== Exercise data ==

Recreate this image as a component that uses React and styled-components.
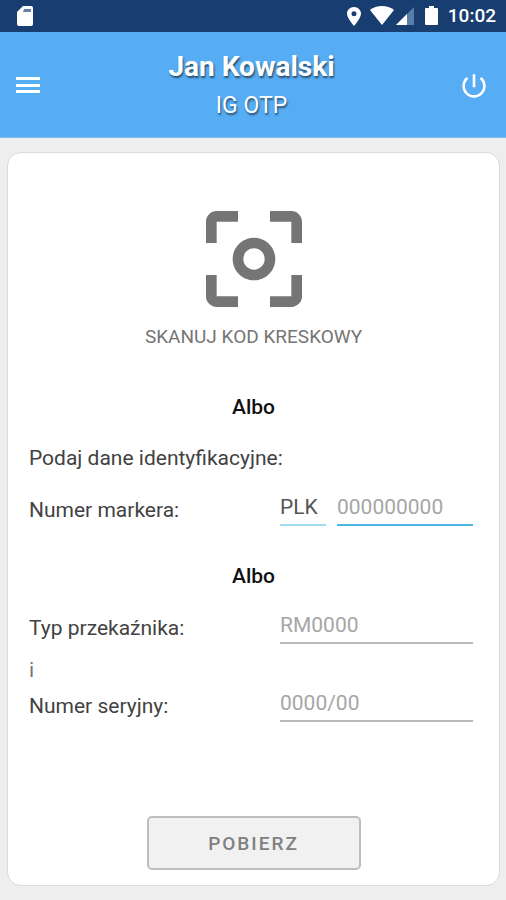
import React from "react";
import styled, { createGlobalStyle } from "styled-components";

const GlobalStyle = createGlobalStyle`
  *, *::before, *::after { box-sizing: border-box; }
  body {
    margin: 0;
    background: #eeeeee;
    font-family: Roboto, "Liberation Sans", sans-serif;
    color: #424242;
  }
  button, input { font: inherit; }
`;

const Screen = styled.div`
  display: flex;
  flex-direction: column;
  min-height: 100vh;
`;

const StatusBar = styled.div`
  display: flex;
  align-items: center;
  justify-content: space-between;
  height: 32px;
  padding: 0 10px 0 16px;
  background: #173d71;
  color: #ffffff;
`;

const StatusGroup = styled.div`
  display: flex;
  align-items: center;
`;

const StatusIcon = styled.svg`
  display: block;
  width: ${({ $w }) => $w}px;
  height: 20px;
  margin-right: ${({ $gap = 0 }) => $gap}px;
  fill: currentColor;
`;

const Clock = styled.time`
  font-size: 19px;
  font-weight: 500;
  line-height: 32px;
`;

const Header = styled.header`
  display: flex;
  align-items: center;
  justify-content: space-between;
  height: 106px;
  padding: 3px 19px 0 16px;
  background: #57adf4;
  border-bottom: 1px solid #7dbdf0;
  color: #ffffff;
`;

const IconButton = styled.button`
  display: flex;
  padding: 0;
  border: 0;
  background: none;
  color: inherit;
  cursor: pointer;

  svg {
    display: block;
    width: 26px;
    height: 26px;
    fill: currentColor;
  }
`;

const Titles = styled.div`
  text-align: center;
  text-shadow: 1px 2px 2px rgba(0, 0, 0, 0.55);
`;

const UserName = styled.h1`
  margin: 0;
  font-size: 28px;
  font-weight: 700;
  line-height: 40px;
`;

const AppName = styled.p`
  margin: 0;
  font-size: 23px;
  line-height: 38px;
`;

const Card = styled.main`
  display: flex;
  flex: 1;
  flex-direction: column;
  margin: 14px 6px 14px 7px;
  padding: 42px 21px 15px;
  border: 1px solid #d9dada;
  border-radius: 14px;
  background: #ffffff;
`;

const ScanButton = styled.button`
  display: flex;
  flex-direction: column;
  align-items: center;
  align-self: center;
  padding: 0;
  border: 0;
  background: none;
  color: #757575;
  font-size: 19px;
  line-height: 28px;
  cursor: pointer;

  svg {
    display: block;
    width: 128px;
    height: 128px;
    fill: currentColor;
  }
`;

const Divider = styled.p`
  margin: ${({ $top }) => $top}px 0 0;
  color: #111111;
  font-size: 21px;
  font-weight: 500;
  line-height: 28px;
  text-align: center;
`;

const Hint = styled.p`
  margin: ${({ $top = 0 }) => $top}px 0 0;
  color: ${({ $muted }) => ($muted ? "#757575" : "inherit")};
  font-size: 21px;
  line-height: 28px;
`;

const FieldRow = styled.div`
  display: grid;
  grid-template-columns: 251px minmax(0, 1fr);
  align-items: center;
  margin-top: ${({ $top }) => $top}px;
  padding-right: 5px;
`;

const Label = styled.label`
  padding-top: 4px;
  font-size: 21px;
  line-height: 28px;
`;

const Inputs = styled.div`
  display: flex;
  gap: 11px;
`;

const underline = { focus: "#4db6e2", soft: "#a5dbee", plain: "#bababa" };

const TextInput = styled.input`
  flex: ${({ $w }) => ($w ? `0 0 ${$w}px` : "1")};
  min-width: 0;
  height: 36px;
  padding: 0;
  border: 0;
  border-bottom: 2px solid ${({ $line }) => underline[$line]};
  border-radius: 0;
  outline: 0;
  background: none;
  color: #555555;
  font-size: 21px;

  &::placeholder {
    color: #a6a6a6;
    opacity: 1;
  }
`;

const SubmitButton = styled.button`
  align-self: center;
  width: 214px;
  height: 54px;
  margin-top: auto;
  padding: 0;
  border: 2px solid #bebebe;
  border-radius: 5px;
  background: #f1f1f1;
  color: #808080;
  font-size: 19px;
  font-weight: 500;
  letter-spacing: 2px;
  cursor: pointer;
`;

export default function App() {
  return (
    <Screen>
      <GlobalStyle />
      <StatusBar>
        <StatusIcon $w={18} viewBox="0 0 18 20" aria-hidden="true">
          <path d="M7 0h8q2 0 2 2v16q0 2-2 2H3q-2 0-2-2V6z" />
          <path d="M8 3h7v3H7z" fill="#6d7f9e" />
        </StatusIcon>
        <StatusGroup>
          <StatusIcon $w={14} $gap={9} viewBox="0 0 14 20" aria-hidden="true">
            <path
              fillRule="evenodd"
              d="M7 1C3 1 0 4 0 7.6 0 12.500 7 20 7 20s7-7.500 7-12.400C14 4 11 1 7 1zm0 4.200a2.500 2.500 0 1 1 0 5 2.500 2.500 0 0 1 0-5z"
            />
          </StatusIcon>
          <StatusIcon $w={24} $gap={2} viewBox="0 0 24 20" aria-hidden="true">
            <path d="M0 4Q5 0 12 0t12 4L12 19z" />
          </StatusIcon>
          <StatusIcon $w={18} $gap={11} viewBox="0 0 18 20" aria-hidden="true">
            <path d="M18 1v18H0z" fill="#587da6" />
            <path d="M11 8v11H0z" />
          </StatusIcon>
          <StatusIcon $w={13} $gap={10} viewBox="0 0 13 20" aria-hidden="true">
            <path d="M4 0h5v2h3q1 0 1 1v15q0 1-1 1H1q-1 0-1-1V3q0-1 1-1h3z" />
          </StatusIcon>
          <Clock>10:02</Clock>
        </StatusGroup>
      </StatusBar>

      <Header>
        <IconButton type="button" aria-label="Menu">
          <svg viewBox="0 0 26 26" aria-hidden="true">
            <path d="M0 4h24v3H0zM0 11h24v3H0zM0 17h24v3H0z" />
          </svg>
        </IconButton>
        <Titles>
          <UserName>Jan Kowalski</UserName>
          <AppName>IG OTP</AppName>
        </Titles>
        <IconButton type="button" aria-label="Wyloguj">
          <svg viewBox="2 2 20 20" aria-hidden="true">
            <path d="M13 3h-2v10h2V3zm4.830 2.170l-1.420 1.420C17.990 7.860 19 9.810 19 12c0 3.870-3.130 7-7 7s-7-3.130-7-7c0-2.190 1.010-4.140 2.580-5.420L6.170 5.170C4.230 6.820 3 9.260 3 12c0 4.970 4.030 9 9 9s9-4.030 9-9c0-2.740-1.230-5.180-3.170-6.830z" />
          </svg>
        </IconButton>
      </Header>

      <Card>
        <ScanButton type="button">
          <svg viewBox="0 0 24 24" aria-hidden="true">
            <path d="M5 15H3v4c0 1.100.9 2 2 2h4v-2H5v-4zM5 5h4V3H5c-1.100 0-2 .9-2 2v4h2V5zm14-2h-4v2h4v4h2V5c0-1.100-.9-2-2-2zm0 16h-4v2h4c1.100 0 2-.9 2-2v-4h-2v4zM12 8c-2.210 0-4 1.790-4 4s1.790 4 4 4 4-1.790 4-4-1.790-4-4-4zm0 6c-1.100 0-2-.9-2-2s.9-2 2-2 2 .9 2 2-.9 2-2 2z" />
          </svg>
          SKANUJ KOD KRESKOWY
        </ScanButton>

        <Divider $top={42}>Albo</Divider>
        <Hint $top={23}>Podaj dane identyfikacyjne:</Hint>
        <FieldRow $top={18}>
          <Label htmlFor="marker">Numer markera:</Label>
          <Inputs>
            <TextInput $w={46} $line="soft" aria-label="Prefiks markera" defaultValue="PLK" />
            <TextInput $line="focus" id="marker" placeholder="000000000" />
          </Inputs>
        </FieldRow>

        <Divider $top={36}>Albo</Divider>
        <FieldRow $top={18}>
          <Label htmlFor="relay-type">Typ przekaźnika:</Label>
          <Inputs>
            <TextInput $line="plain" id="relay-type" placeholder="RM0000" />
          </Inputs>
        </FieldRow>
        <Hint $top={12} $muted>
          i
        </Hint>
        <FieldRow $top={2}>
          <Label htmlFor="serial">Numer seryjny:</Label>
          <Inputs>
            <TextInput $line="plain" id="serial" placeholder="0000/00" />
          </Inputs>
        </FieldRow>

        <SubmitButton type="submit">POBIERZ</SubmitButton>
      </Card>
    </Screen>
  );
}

--

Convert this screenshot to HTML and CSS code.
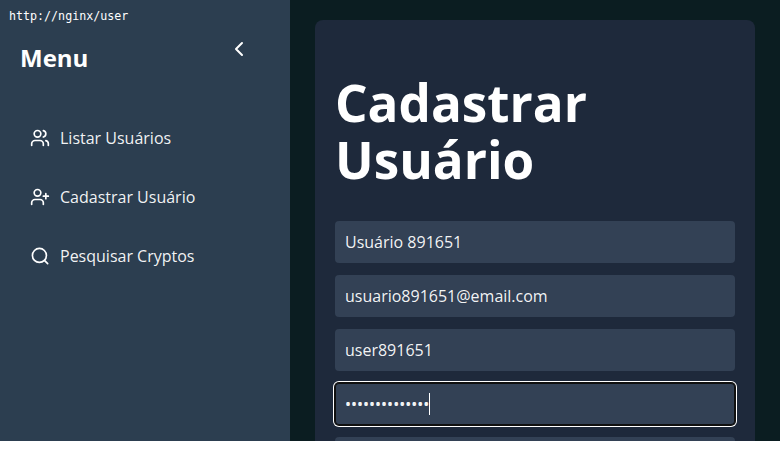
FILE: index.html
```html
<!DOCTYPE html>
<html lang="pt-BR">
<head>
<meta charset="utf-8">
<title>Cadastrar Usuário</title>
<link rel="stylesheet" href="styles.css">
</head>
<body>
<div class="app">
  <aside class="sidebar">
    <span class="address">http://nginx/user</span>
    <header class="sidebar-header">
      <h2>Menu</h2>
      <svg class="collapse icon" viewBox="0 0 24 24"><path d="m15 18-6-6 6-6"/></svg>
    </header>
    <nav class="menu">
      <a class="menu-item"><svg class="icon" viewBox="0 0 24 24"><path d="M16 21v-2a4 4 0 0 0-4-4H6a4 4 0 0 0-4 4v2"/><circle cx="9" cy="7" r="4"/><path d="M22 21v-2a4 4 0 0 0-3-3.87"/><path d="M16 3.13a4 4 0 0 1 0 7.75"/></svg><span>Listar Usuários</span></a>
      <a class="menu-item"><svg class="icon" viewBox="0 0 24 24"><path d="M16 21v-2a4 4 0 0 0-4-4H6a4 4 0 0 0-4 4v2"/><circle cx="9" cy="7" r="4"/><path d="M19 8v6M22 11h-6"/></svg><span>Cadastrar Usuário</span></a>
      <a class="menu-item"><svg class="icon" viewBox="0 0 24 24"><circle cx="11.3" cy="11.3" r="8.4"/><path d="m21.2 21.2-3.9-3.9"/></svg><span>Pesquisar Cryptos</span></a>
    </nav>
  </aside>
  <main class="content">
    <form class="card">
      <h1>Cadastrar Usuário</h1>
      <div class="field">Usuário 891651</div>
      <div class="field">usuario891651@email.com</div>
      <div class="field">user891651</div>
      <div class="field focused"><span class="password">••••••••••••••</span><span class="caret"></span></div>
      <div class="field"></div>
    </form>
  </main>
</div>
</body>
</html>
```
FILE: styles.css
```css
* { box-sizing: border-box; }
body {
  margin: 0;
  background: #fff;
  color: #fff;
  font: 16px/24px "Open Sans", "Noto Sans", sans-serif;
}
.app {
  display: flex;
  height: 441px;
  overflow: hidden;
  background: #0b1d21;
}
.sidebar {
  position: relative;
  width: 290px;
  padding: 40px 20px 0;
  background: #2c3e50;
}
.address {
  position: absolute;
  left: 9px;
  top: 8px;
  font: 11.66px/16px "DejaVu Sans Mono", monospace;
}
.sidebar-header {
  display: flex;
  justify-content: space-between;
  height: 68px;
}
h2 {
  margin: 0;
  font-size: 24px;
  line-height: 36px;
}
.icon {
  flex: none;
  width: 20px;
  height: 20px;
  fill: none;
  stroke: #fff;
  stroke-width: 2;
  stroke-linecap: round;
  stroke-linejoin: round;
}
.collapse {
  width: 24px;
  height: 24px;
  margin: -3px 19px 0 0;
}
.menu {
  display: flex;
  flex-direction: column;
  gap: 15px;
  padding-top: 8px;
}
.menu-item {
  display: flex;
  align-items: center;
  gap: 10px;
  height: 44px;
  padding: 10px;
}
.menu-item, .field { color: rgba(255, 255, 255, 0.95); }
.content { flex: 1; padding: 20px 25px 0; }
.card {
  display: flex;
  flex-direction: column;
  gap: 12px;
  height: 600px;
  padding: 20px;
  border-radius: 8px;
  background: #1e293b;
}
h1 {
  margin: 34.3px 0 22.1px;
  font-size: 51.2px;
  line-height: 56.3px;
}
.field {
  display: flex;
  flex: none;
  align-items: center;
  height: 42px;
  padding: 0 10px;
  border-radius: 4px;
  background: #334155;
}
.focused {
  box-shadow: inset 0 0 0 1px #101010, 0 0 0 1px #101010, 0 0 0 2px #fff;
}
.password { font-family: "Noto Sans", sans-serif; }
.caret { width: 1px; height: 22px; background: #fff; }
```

== Task to carry out ==
Identify the lines that contain the string "components", and copy every one of them.

== Final result ==
Recreate this image as a component that uses React and styled-components.
import styled, { createGlobalStyle } from "styled-components";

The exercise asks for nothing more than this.